→ SHORT TASK:
Restate the whole of the material. Keep every word, and drop the pictures.

→ MATERIAL PROVIDED:
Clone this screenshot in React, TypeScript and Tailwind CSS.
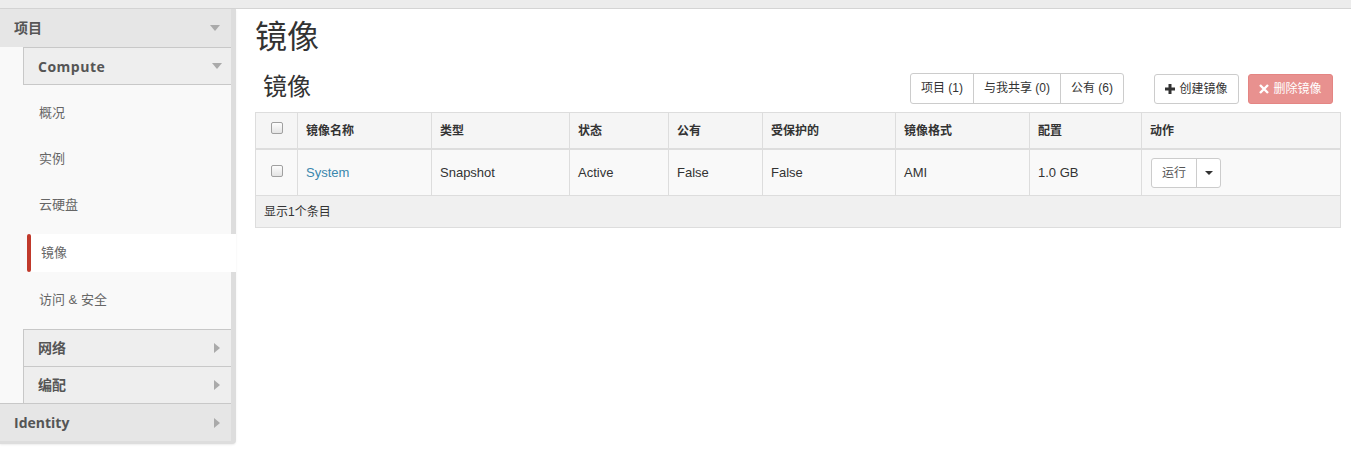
import React from "react";

const font = { fontFamily: '"Liberation Sans", "Noto Sans CJK SC", sans-serif' };

function CaretDown() {
  return (
    <svg width="10" height="6" viewBox="0 0 10 6" className="block">
      <path d="M0 0 L10 0 L5 6 Z" fill="#aaa" />
    </svg>
  );
}
function CaretRight() {
  return (
    <svg width="6" height="10" viewBox="0 0 6 10" className="block">
      <path d="M0 0 L6 5 L0 10 Z" fill="#aaa" />
    </svg>
  );
}

function Checkbox() {
  return (
    <span className="inline-block w-[12px] h-[12px] rounded-[2px] border border-[#a0a0a0] bg-gradient-to-b from-[#fdfdfd] to-[#e4e4e4]" />
  );
}

const cols = "grid grid-cols-[41px_134px_138px_99px_94px_133px_134px_112px_201px]";

export default function App() {
  const items = ["概况", "实例", "云硬盘"];
  return (
    <div className="w-[1351px] h-[452px] bg-white overflow-hidden" style={font}>
      <div className="h-[9px] bg-[#ececec] border-b border-[#d4d4d4]" />
      <div className="flex">
        {/* Sidebar */}
        <div className="w-[236px] shrink-0 flex flex-col">
          <div className="w-[236px] bg-[#dddddd] rounded-br-[4px] pb-[3px] shadow-[0_1px_2px_rgba(0,0,0,0.08)]">
            <div className="w-[231px] h-[38px] bg-[#e6e6e6] flex items-center justify-between pl-[14px] pr-[11px]">
              <span className="text-[14px] font-bold text-[#555]">项目</span>
              <CaretDown />
            </div>
            <div className="w-[231px] bg-[#f9f9f9] pl-[23px]">
              <div className="h-[38px] bg-[#eeeeee] border border-r-0 border-[#c8c8c8] flex items-center justify-between pl-[14px] pr-[9px]">
                <span className="text-[14px] font-bold text-[#555] tracking-[0.5px]" style={{ fontFamily: '"Open Sans", sans-serif' }}>Compute</span>
                <CaretDown />
              </div>
            </div>
            <div className="w-[231px] h-[5px] bg-[#f9f9f9]" />
            {items.map((t) => (
              <div key={t} className="w-[231px] h-[46px] bg-[#f9f9f9] flex items-center pl-[39px] text-[13px] text-[#666]">
                {t}
              </div>
            ))}
            <div className="w-[231px] bg-[#f9f9f9] pl-[27px] pt-[6px]">
              <div className="w-[209px] h-[38px] bg-white flex items-center relative">
                <div className="w-[4px] h-[38px] bg-[#c0392b] rounded-[2px]" />
                <span className="pl-[10px] text-[13px] text-[#666]">镜像</span>
              </div>
            </div>
            <div className="w-[231px] h-[57px] bg-[#f9f9f9] flex items-center pl-[39px] text-[13px] text-[#666] pb-[1px]">
              访问 &amp; 安全
            </div>
            <div className="w-[231px] bg-[#f9f9f9] pl-[23px]">
              <div className="h-[37px] bg-[#eeeeee] border-t border-l border-[#c8c8c8] flex items-center justify-between pl-[14px] pr-[11px]">
                <span className="text-[14px] font-bold text-[#555]">网络</span>
                <CaretRight />
              </div>
              <div className="h-[37px] bg-[#eeeeee] border-t border-l border-[#c8c8c8] flex items-center justify-between pl-[14px] pr-[11px]">
                <span className="text-[14px] font-bold text-[#555]">编配</span>
                <CaretRight />
              </div>
            </div>
            <div className="w-[231px] h-[38px] bg-[#e6e6e6] border-t border-[#c8c8c8] flex items-center justify-between pl-[14px] pr-[11px]">
              <span className="text-[14px] font-bold text-[#555]" style={{ fontFamily: '"Open Sans", sans-serif' }}>Identity</span>
              <CaretRight />
            </div>
          </div>
        </div>

        {/* Main */}
        <div className="flex-1 pl-[19px] pr-[10px]">
          <h1 className="text-[32px] leading-[40px] text-[#333] mt-[8px]">镜像</h1>
          <div className="flex items-center mt-[16px] h-[30px]">
            <h2 className="text-[24px] leading-[30px] text-[#333] ml-[8px] -mt-[2px]">镜像</h2>
            <div className="ml-auto mr-[8px] flex text-[12px] text-[#333]">
              <div className="flex h-[31px] border border-[#ccc] rounded-[3px]">
                <span className="px-[10px] flex items-center">项目 (1)</span>
                <span className="px-[10px] flex items-center border-l border-[#ccc]">与我共享 (0)</span>
                <span className="px-[10px] flex items-center border-l border-[#ccc]">公有 (6)</span>
              </div>
              <div className="ml-[30px] h-[30px] mt-[1px] w-[85px] border border-[#ccc] rounded-[3px] flex items-center justify-center gap-[4px]">
                <svg width="10" height="10" viewBox="0 0 10 10"><path d="M3.5 0h3v3.5H10v3H6.5V10h-3V6.5H0v-3h3.5z" fill="#333" /></svg>
                创建镜像
              </div>
              <div className="ml-[9px] h-[30px] mt-[1px] w-[85px] rounded-[3px] bg-[#e8918f] border border-[#e48583] text-white flex items-center justify-center gap-[4px]">
                <svg width="10" height="10" viewBox="0 0 10 10"><path d="M1 1 L9 9 M9 1 L1 9" stroke="#fff" strokeWidth="2.4" /></svg>
                删除镜像
              </div>
            </div>
          </div>

          <div className="mt-[9px] w-[1086px] border border-[#ddd] text-[12px] text-[#333]">
            <div className={`${cols} h-[37px] bg-[#f5f5f5] border-b-2 border-[#ddd] font-bold`}>
              <div className="flex items-start justify-center pt-[9px]"><Checkbox /></div>
              {["镜像名称", "类型", "状态", "公有", "受保护的", "镜像格式", "配置", "动作"].map((h) => (
                <div key={h} className="border-l border-[#ddd] flex items-center pl-[8px]">{h}</div>
              ))}
            </div>
            <div className={`${cols} h-[46px] bg-[#f9f9f9] border-b border-[#ddd]`}>
              <div className="flex items-start justify-center pt-[15px]"><Checkbox /></div>
              <div className="border-l border-[#ddd] flex items-center pl-[8px] text-[#3a87ad] text-[13px]">System</div>
              {["Snapshot", "Active", "False", "False", "AMI", "1.0 GB"].map((c, i) => (
                <div key={i} className="border-l border-[#ddd] flex items-center pl-[8px] text-[13px]">{c}</div>
              ))}
              <div className="border-l border-[#ddd] flex items-center pl-[9px]">
                <div className="flex h-[30px] border border-[#ccc] rounded-[3px] bg-white">
                  <span className="px-[10px] flex items-center text-[12px] text-[#555]">运行</span>
                  <span className="w-[24px] border-l border-[#ccc] flex items-center justify-center">
                    <svg width="8" height="4" viewBox="0 0 8 4"><path d="M0 0h8L4 4z" fill="#333" /></svg>
                  </span>
                </div>
              </div>
            </div>
            <div className="h-[31px] bg-[#f0f0f0] flex items-center pl-[8px] text-[12px]">显示1个条目</div>
          </div>
        </div>
      </div>
    </div>
  );
}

→ ANSWER TO THIS EXERCISE:
Clone this screenshot in React, TypeScript and Tailwind CSS.
import React from "react";

const font = { fontFamily: '"Liberation Sans", "Noto Sans CJK SC", sans-serif' };

function CaretDown() {
  return (
    <svg width="10" height="6" viewBox="0 0 10 6" className="block">
      <path d="M0 0 L10 0 L5 6 Z" fill="#aaa" />
    </svg>
  );
}
function CaretRight() {
  return (
    <svg width="6" height="10" viewBox="0 0 6 10" className="block">
      <path d="M0 0 L6 5 L0 10 Z" fill="#aaa" />
    </svg>
  );
}

function Checkbox() {
  return (
    <span className="inline-block w-[12px] h-[12px] rounded-[2px] border border-[#a0a0a0] bg-gradient-to-b from-[#fdfdfd] to-[#e4e4e4]" />
  );
}

const cols = "grid grid-cols-[41px_134px_138px_99px_94px_133px_134px_112px_201px]";

export default function App() {
  const items = ["概况", "实例", "云硬盘"];
  return (
    <div className="w-[1351px] h-[452px] bg-white overflow-hidden" style={font}>
      <div className="h-[9px] bg-[#ececec] border-b border-[#d4d4d4]" />
      <div className="flex">
        {/* Sidebar */}
        <div className="w-[236px] shrink-0 flex flex-col">
          <div className="w-[236px] bg-[#dddddd] rounded-br-[4px] pb-[3px] shadow-[0_1px_2px_rgba(0,0,0,0.08)]">
            <div className="w-[231px] h-[38px] bg-[#e6e6e6] flex items-center justify-between pl-[14px] pr-[11px]">
              <span className="text-[14px] font-bold text-[#555]">项目</span>
              <CaretDown />
            </div>
            <div className="w-[231px] bg-[#f9f9f9] pl-[23px]">
              <div className="h-[38px] bg-[#eeeeee] border border-r-0 border-[#c8c8c8] flex items-center justify-between pl-[14px] pr-[9px]">
                <span className="text-[14px] font-bold text-[#555] tracking-[0.5px]" style={{ fontFamily: '"Open Sans", sans-serif' }}>Compute</span>
                <CaretDown />
              </div>
            </div>
            <div className="w-[231px] h-[5px] bg-[#f9f9f9]" />
            {items.map((t) => (
              <div key={t} className="w-[231px] h-[46px] bg-[#f9f9f9] flex items-center pl-[39px] text-[13px] text-[#666]">
                {t}
              </div>
            ))}
            <div className="w-[231px] bg-[#f9f9f9] pl-[27px] pt-[6px]">
              <div className="w-[209px] h-[38px] bg-white flex items-center relative">
                <div className="w-[4px] h-[38px] bg-[#c0392b] rounded-[2px]" />
                <span className="pl-[10px] text-[13px] text-[#666]">镜像</span>
              </div>
            </div>
            <div className="w-[231px] h-[57px] bg-[#f9f9f9] flex items-center pl-[39px] text-[13px] text-[#666] pb-[1px]">
              访问 &amp; 安全
            </div>
            <div className="w-[231px] bg-[#f9f9f9] pl-[23px]">
              <div className="h-[37px] bg-[#eeeeee] border-t border-l border-[#c8c8c8] flex items-center justify-between pl-[14px] pr-[11px]">
                <span className="text-[14px] font-bold text-[#555]">网络</span>
                <CaretRight />
              </div>
              <div className="h-[37px] bg-[#eeeeee] border-t border-l border-[#c8c8c8] flex items-center justify-between pl-[14px] pr-[11px]">
                <span className="text-[14px] font-bold text-[#555]">编配</span>
                <CaretRight />
              </div>
            </div>
            <div className="w-[231px] h-[38px] bg-[#e6e6e6] border-t border-[#c8c8c8] flex items-center justify-between pl-[14px] pr-[11px]">
              <span className="text-[14px] font-bold text-[#555]" style={{ fontFamily: '"Open Sans", sans-serif' }}>Identity</span>
              <CaretRight />
            </div>
          </div>
        </div>

        {/* Main */}
        <div className="flex-1 pl-[19px] pr-[10px]">
          <h1 className="text-[32px] leading-[40px] text-[#333] mt-[8px]">镜像</h1>
          <div className="flex items-center mt-[16px] h-[30px]">
            <h2 className="text-[24px] leading-[30px] text-[#333] ml-[8px] -mt-[2px]">镜像</h2>
            <div className="ml-auto mr-[8px] flex text-[12px] text-[#333]">
              <div className="flex h-[31px] border border-[#ccc] rounded-[3px]">
                <span className="px-[10px] flex items-center">项目 (1)</span>
                <span className="px-[10px] flex items-center border-l border-[#ccc]">与我共享 (0)</span>
                <span className="px-[10px] flex items-center border-l border-[#ccc]">公有 (6)</span>
              </div>
              <div className="ml-[30px] h-[30px] mt-[1px] w-[85px] border border-[#ccc] rounded-[3px] flex items-center justify-center gap-[4px]">
                <svg width="10" height="10" viewBox="0 0 10 10"><path d="M3.5 0h3v3.5H10v3H6.5V10h-3V6.5H0v-3h3.5z" fill="#333" /></svg>
                创建镜像
              </div>
              <div className="ml-[9px] h-[30px] mt-[1px] w-[85px] rounded-[3px] bg-[#e8918f] border border-[#e48583] text-white flex items-center justify-center gap-[4px]">
                <svg width="10" height="10" viewBox="0 0 10 10"><path d="M1 1 L9 9 M9 1 L1 9" stroke="#fff" strokeWidth="2.4" /></svg>
                删除镜像
              </div>
            </div>
          </div>

          <div className="mt-[9px] w-[1086px] border border-[#ddd] text-[12px] text-[#333]">
            <div className={`${cols} h-[37px] bg-[#f5f5f5] border-b-2 border-[#ddd] font-bold`}>
              <div className="flex items-start justify-center pt-[9px]"><Checkbox /></div>
              {["镜像名称", "类型", "状态", "公有", "受保护的", "镜像格式", "配置", "动作"].map((h) => (
                <div key={h} className="border-l border-[#ddd] flex items-center pl-[8px]">{h}</div>
              ))}
            </div>
            <div className={`${cols} h-[46px] bg-[#f9f9f9] border-b border-[#ddd]`}>
              <div className="flex items-start justify-center pt-[15px]"><Checkbox /></div>
              <div className="border-l border-[#ddd] flex items-center pl-[8px] text-[#3a87ad] text-[13px]">System</div>
              {["Snapshot", "Active", "False", "False", "AMI", "1.0 GB"].map((c, i) => (
                <div key={i} className="border-l border-[#ddd] flex items-center pl-[8px] text-[13px]">{c}</div>
              ))}
              <div className="border-l border-[#ddd] flex items-center pl-[9px]">
                <div className="flex h-[30px] border border-[#ccc] rounded-[3px] bg-white">
                  <span className="px-[10px] flex items-center text-[12px] text-[#555]">运行</span>
                  <span className="w-[24px] border-l border-[#ccc] flex items-center justify-center">
                    <svg width="8" height="4" viewBox="0 0 8 4"><path d="M0 0h8L4 4z" fill="#333" /></svg>
                  </span>
                </div>
              </div>
            </div>
            <div className="h-[31px] bg-[#f0f0f0] flex items-center pl-[8px] text-[12px]">显示1个条目</div>
          </div>
        </div>
      </div>
    </div>
  );
}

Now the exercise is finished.